Trading

Market Psychology: Impact on Trading Decisions

How Market Psychology Shapes Trading Decisions

If you’ve ever watched a market tumble and felt your stomach drop, you’re not alone. Market psychology — the mix of emotions, beliefs, and group behavior that drives traders — plays a massive role in how decisions are made. In this article I’ll walk through the most common psychological forces at work, share real-world examples, and offer practical steps to keep emotions from wrecking your edge.

What is market psychology?

At its core, market psychology is simply how people think and feel about markets. It includes individual trader emotions (like fear or excitement), collective behavior (herd mentality), and cognitive biases (like overconfidence or anchoring). When thousands — or millions — of people react similarly, price moves can be amplified, sometimes beyond what fundamentals justify.

Common psychological forces in trading

Fear and greed

You’ve heard it a hundred times: markets swing between fear and greed. When markets rally, greed can push traders to chase performance and ignore risk. In downturns, fear causes panicked selling. I remember during a sharp pullback a friend sold a winning position because he couldn’t stand seeing his portfolio red for a day — a classic emotion-driven mistake.

Herd behavior

Herding happens when traders follow the crowd instead of doing independent analysis. It explains bubbles and sudden crashes: once momentum builds, people pile in because everyone else is doing it. That social proof is powerful. Think back to the 2017 crypto surge or any major meme-stock run — social sentiment drove prices more than fundamentals.

Confirmation bias and overconfidence

Traders love stories that confirm what they already believe. Confirmation bias makes us selectively seek information that supports our trade idea and ignore dissenting evidence. Overconfidence, meanwhile, fuels excessive risk-taking — placing bigger bets than your edge justifies. Both are subtle and dangerous.

How psychology changes decision-making in practice

Psychology nudges every part of the trade process: idea generation, position sizing, entry timing, stops, and exits. For example:

  • Idea generation: A trader might ignore bearish signals because they’re emotionally attached to a theme.
  • Position sizing: Fear leads to tiny positions that never meaningfully profit; greed leads to outsized positions that blow up when the market turns.
  • Risk management: Anchoring to a purchase price makes it hard to cut losses — even when data changes.

Real examples that show the impact

During the 2008 financial crisis, panic selling was everywhere: automated and manual stop orders cascaded, liquidity evaporated, and prices gapped. In contrast, after a long bull run, many investors feel invincible and ignore warning signs — which sows the seeds for the next correction. Seeing these cycles repeatedly made me realize trading is as much about temperament as it is about analysis.
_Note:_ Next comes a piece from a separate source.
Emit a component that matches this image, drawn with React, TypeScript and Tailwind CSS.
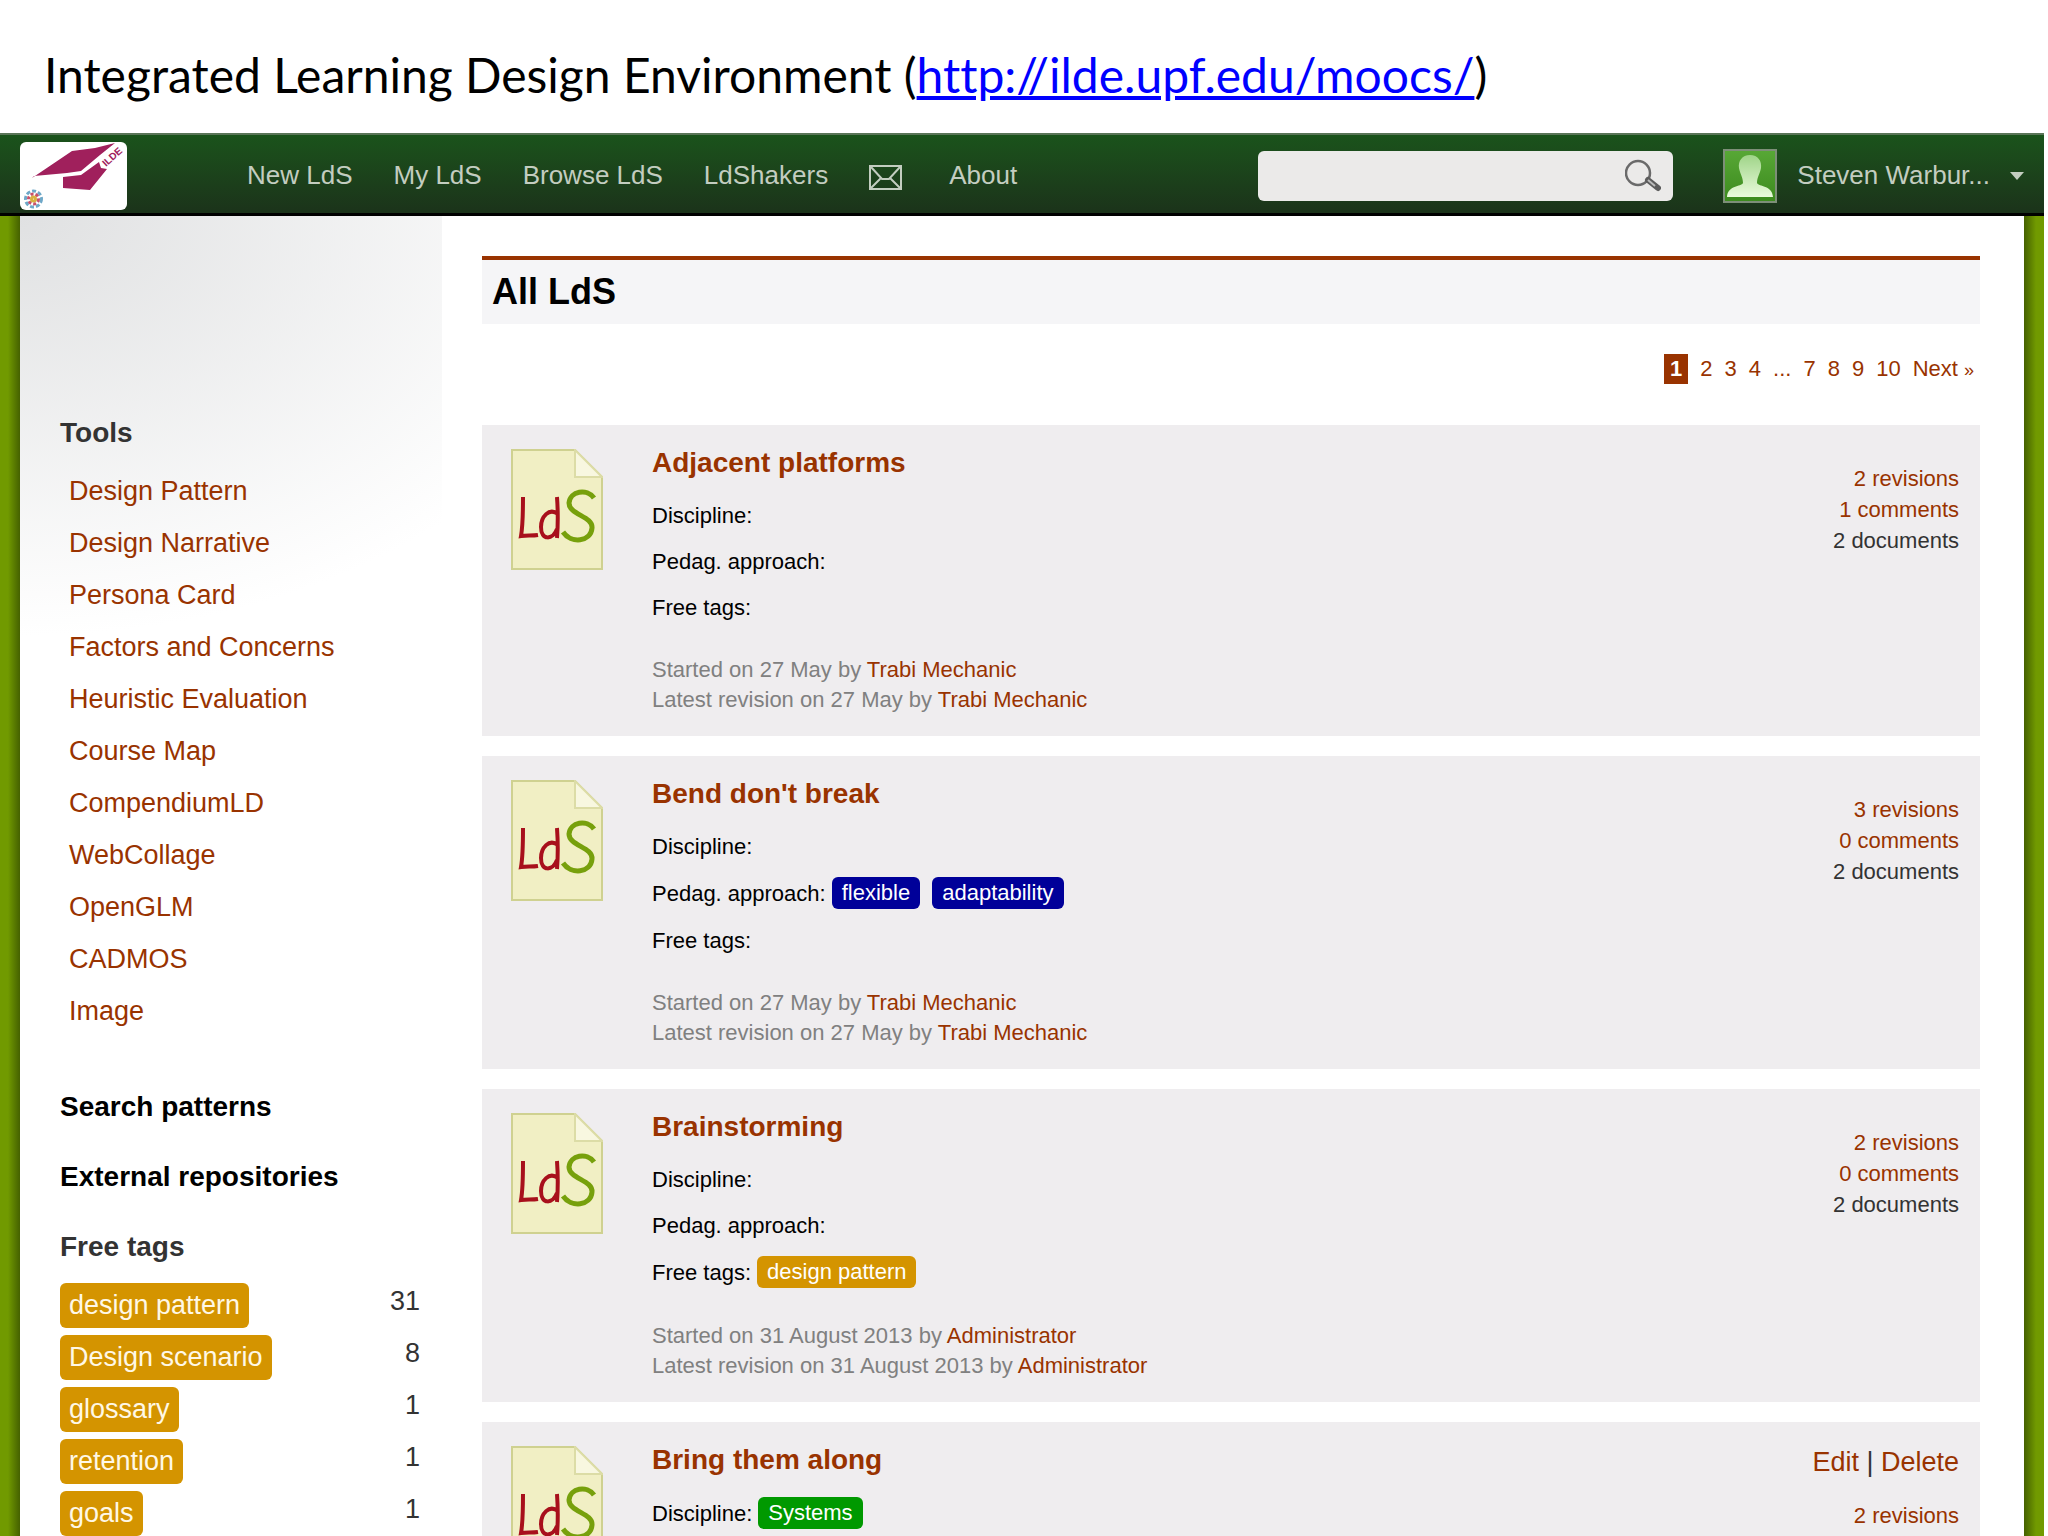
import { ReactNode } from "react";

const navLinks = ["New LdS", "My LdS", "Browse LdS", "LdShakers"];

const tools = [
  "Design Pattern",
  "Design Narrative",
  "Persona Card",
  "Factors and Concerns",
  "Heuristic Evaluation",
  "Course Map",
  "CompendiumLD",
  "WebCollage",
  "OpenGLM",
  "CADMOS",
  "Image",
];

const freeTags = [
  { name: "design pattern", count: 31 },
  { name: "Design scenario", count: 8 },
  { name: "glossary", count: 1 },
  { name: "retention", count: 1 },
  { name: "goals", count: 1 },
];

const pages = ["2", "3", "4", "...", "7", "8", "9", "10"];

type Item = {
  title: string;
  discipline: string[];
  approach?: string[];
  tags?: string[];
  date?: string;
  author?: string;
  revisions: number;
  comments?: number;
  documents?: number;
  editable?: boolean;
};

const items: Item[] = [
  {
    title: "Adjacent platforms",
    discipline: [],
    approach: [],
    tags: [],
    date: "27 May",
    author: "Trabi Mechanic",
    revisions: 2,
    comments: 1,
    documents: 2,
  },
  {
    title: "Bend don't break",
    discipline: [],
    approach: ["flexible", "adaptability"],
    tags: [],
    date: "27 May",
    author: "Trabi Mechanic",
    revisions: 3,
    comments: 0,
    documents: 2,
  },
  {
    title: "Brainstorming",
    discipline: [],
    approach: [],
    tags: ["design pattern"],
    date: "31 August 2013",
    author: "Administrator",
    revisions: 2,
    comments: 0,
    documents: 2,
  },
  {
    title: "Bring them along",
    discipline: ["Systems"],
    revisions: 2,
    editable: true,
  },
];

function Logo() {
  return (
    <svg viewBox="0 0 107 68" className="h-[68px] w-[107px] rounded-md bg-white" aria-label="ILDE">
      <path d="M12 36 L52 9 L75 6 L95 1 L80 13 L61 29 L47 31 L14 34 Z" fill="#a0205c" />
      <path d="M43 35 L61 33 L79 20 L81 26 L87 27 L70 48 L43 46 Z" fill="#a0205c" />
      <text x="86" y="25" fontSize="10" fontWeight="bold" fill="#a0205c" transform="rotate(-42 86 25)">
        ILDE
      </text>
      <g strokeWidth="3" fill="none">
        <circle cx="13.500" cy="57" r="8" stroke="#6fa8c8" strokeDasharray="4 2" />
        <circle cx="13.500" cy="57" r="5" stroke="#c8506a" strokeDasharray="3 2" />
        <circle cx="13.500" cy="57" r="2" stroke="#d8b040" />
      </g>
    </svg>
  );
}

function EnvelopeIcon() {
  return (
    <svg viewBox="0 0 33 25" className="h-[25px] w-[33px]" fill="none" stroke="#c3cdc0" strokeWidth="2">
      <rect x="1" y="1" width="31" height="23" />
      <path d="M2 2 L13 14 H20 L31 2 M2 23 L12 13 M31 23 L21 13" />
    </svg>
  );
}

function SearchIcon() {
  return (
    <svg viewBox="0 0 36 34" className="h-[34px] w-9" fill="none">
      <circle cx="13" cy="14" r="12" stroke="#6a6a6a" strokeWidth="2.500" />
      <path d="M23 21 L33 29" stroke="#5c5c5c" strokeWidth="6" strokeLinecap="round" />
      <path d="M23 21 L30 27" stroke="#bbb" strokeWidth="2" />
    </svg>
  );
}

function Avatar() {
  return (
    <svg viewBox="0 0 54 54" className="size-[54px]" aria-hidden="true">
      <defs>
        <linearGradient id="avatarBg" x1="0" y1="0" x2="0" y2="1">
          <stop offset="0" stopColor="#58a836" />
          <stop offset="1" stopColor="#3c8a1e" />
        </linearGradient>
        <linearGradient id="avatarFg" x1="0" y1="0" x2="0" y2="1">
          <stop offset="0" stopColor="#9fd488" />
          <stop offset="1" stopColor="#eafbdc" />
        </linearGradient>
      </defs>
      <rect x="1" y="1" width="52" height="52" fill="url(#avatarBg)" stroke="#7d8f78" strokeWidth="2" />
      <path
        d="M27 6 C35 6 39 12 38 19 C37 25 34 28 34 34 C36 38 49 36 50 48 H4 C5 36 18 38 20 34 C20 28 17 25 16 19 C15 12 19 6 27 6 Z"
        fill="url(#avatarFg)"
      />
    </svg>
  );
}

function LdsIcon() {
  return (
    <svg viewBox="0 0 92 121" className="h-[121px] w-[92px] shrink-0" fill="none" aria-hidden="true">
      <path d="M1 1 H64 L91 28 V120 H1 Z" fill="#f1efc4" stroke="#cfd190" strokeWidth="2" />
      <path d="M64 1 V28 H91 Z" fill="#f8f7e0" stroke="#dcdca6" strokeWidth="2" />
      <path d="M12 48 C12 62 12 76 10 87 C15 86 21 87 27 86" stroke="#a8101c" strokeWidth="4" />
      <path d="M46 48 C47 62 47 76 46 89 M47 65 C38 58 30 68 30 78 C30 92 42 91 46 80" stroke="#a8101c" strokeWidth="4" />
      <path d="M83 49 C76 39 59 42 58 54 C58 66 82 67 81 79 C80 93 60 95 52 83" stroke="#77a00c" strokeWidth="5" />
    </svg>
  );
}

function Chip({ color, children }: { color: string; children: ReactNode }) {
  return (
    <a href="#" className={`rounded-md px-2.5 text-[22px] leading-8 text-white ${color}`}>
      {children}
    </a>
  );
}

function TagRow({ label, values, color }: { label: string; values: string[]; color: string }) {
  return (
    <div className={`flex items-center text-[22px] text-black ${values.length ? "h-12" : "h-[46px]"}`}>
      <span className="mr-1.5">{label}</span>
      <div className="flex gap-3">
        {values.map((v) => (
          <Chip key={v} color={color}>
            {v}
          </Chip>
        ))}
      </div>
    </div>
  );
}

function Card({ item }: { item: Item }) {
  return (
    <article className="flex bg-[#efedef] pt-5 pr-[21px] pb-[21px] pl-[29px]">
      <div className="pt-1">
        <LdsIcon />
      </div>
      <div className="ml-[49px] flex-1">
        <h3 className="text-[28px] leading-9 font-bold">
          <a href="#">{item.title}</a>
        </h3>
        <div className="mt-[11px]">
          <TagRow label="Discipline:" values={item.discipline} color="bg-[#009900]" />
          {item.approach && <TagRow label="Pedag. approach:" values={item.approach} color="bg-[#000099]" />}
          {item.tags && <TagRow label="Free tags:" values={item.tags} color="bg-[#d49400]" />}
        </div>
        {item.date && (
          <div className="mt-[25px] text-[22px] leading-[30px] text-[#808080]">
            <p>
              Started on {item.date} by <a href="#" className="text-[#993300]">{item.author}</a>
            </p>
            <p>
              Latest revision on {item.date} by <a href="#" className="text-[#993300]">{item.author}</a>
            </p>
          </div>
        )}
      </div>
      <div className="text-right">
        {item.editable && (
          <p className="text-[27px] leading-10 text-[#333]">
            <a href="#" className="text-[#993300]">Edit</a> | <a href="#" className="text-[#993300]">Delete</a>
          </p>
        )}
        <div className="mt-[18px] text-[22px] leading-[31px]">
          <a href="#" className="block">{item.revisions} revisions</a>
          {item.comments !== undefined && <a href="#" className="block">{item.comments} comments</a>}
          {item.documents !== undefined && <p className="text-[#333]">{item.documents} documents</p>}
        </div>
      </div>
    </article>
  );
}

function TopBar() {
  return (
    <header className="flex h-[83px] items-center border-t-2 border-b-3 border-t-[#5a7558] border-b-black bg-linear-to-b from-[#1a531b] to-[#1b331a] pt-[3px] pl-5 text-[26px] text-[#c3cdc0]">
      <a href="#">
        <Logo />
      </a>
      <nav className="ml-[120px] flex items-center gap-[41px]">
        {navLinks.map((n) => (
          <a key={n} href="#">
            {n}
          </a>
        ))}
        <a href="#" aria-label="Messages" className="pt-1">
          <EnvelopeIcon />
        </a>
        <a href="#" className="ml-1.5">About</a>
      </nav>
      <form className="mr-[50px] ml-auto flex h-[50px] w-[415px] items-center rounded-md bg-[#ebeae9] pr-3">
        <input type="search" aria-label="Search" className="h-full min-w-0 flex-1 px-3 text-black outline-none" />
        <button type="button" aria-label="Search">
          <SearchIcon />
        </button>
      </form>
      <Avatar />
      <button type="button" className="ml-5 flex items-center pr-5">
        Steven Warbur...
        <svg viewBox="0 0 14 8" className="ml-5 h-2 w-3.5" fill="#c3cdc0">
          <path d="M0 0 H14 L7 8 Z" />
        </svg>
      </button>
    </header>
  );
}

function Sidebar() {
  return (
    <aside className="w-[422px] shrink-0 pt-[199px] pr-[22px] pl-10">
      <h2 className="text-[28px] leading-9 font-bold text-[#333]">Tools</h2>
      <ul className="mt-3.5 px-[9px] text-[27px] leading-[52px] text-[#993300]">
        {tools.map((t) => (
          <li key={t}>
            <a href="#">{t}</a>
          </li>
        ))}
      </ul>
      <div className="mt-[52px] space-y-[34px] text-[28px] leading-9 font-bold">
        <h2>Search patterns</h2>
        <h2>External repositories</h2>
        <h2 className="text-[#333]">Free tags</h2>
      </div>
      <ul className="mt-[18px] space-y-[7px] text-[27px]">
        {freeTags.map((t) => (
          <li key={t.name} className="flex justify-between leading-[45px]">
            <a href="#" className="rounded-md bg-[#d49400] px-[9px] text-[#fff8e6]">
              {t.name}
            </a>
            <span className="leading-9 text-[#333]">{t.count}</span>
          </li>
        ))}
      </ul>
    </aside>
  );
}

export default function App() {
  return (
    <div className="h-screen overflow-hidden bg-white pr-1 font-['Liberation_Sans',Arial,sans-serif] text-black">
      <h1 className="flex h-[133px] items-center pt-4 pl-11 font-['Lato',sans-serif] text-[48px] [font-variant-ligatures:none]">
        <span>
          Integrated Learning Design Environment (
          <a href="#" className="text-[#0000ff] underline">http://ilde.upf.edu/moocs/</a>)
        </span>
      </h1>
      <TopBar />
      <div className="flex bg-[#719a00]">
        <div className="w-5 shrink-0 bg-linear-to-r from-[#719a00] from-40% to-[#456100]" />
        <div className="flex min-w-0 flex-1 bg-white bg-[radial-gradient(620px_420px_at_top_left,#e0e1e2,#ffffff)] bg-size-[422px_420px] bg-no-repeat">
          <Sidebar />
          <main className="ml-10 min-w-0 flex-1 pt-10 pr-11 text-[#993300]">
            <h2 className="border-t-4 border-[#993300] bg-[#f5f5f7] px-2.5 text-[36px] leading-[64px] font-bold text-black">
              All LdS
            </h2>
            <nav aria-label="Pages" className="mt-[30px] flex items-center justify-end gap-3 pr-1.5 text-[22px] leading-[30px]">
              <span className="bg-[#993300] px-1.5 font-bold text-white">1</span>
              {pages.map((p) =>
                p === "..." ? (
                  <span key={p}>{p}</span>
                ) : (
                  <a key={p} href="#">
                    {p}
                  </a>
                )
              )}
              <a href="#">
                Next <span className="text-lg">»</span>
              </a>
            </nav>
            <div className="mt-[41px] space-y-5">
              {items.map((item) => (
                <Card key={item.title} item={item} />
              ))}
            </div>
          </main>
        </div>
        <div className="w-5 shrink-0 bg-linear-to-l from-[#719a00] from-40% to-[#456100]" />
      </div>
    </div>
  );
}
Practical steps to manage market psychology

Okay, so psychology matters. What can you do about it? Here are simple, practical tactics I’ve used and recommended to others:

1. Create a trading plan and follow it

Write down your entry, stop, and target before you trade. A plan acts like a contract with yourself and reduces emotional impulse trades.

2. Use size and risk controls

Decide the percentage of capital you’re willing to risk per trade and stick to it. If a loss feels catastrophic, your size is too big. Risk controls are the single best defense against emotional decisions.

A close-up of a trader journaling: a notebook with handwritten trade notes, a laptop showing a candlestick chart in the background, and a cup of coffee to convey reflective post-trade analysis.

3. Journal your trades

Record why you entered, how you felt, and why you exited. Over time patterns emerge. Maybe you chase after big winners, or you invariably hold losers too long. Journaling makes emotional patterns visible.

4. Build habits to counter bias

Simple rituals — like a 24-hour wait before reacting to big news or asking yourself ‘what would make me change my view?’ — can reduce snap judgments. Another trick: play devil’s advocate or run a checklist before acting.

5. Understand the crowd but don’t blindly follow it

Being aware of sentiment is useful: extreme bullishness or bearishness can be contrarian signals. But sentiment alone isn’t a trade — combine it with your own edge.

Psychology tools and metrics

There are indicators that try to quantify sentiment: put/call ratios, volatility indexes, and social media buzz metrics. They aren’t perfect, but they help you gauge crowd mood and decide whether to act or wait for more clarity.

Final thoughts — trading is human

Markets are a mirror of human behavior. You can be brilliant with models and analysis, but if emotions hijack execution, you’ll underperform. The good news: psychological skills are trainable. Start small — commit to a plan, journal, and practice disciplined sizing. Over time you’ll notice fewer impulsive moves and better outcomes.

One last note: No financial advice. This article is educational and reflects personal observations about market psychology, not investment recommendations.

If you’re serious about improving your process, pick one of the tactics above and try it for 30 days. The change won’t be dramatic overnight, but consistency wins in trading — and that’s a psychological win in itself.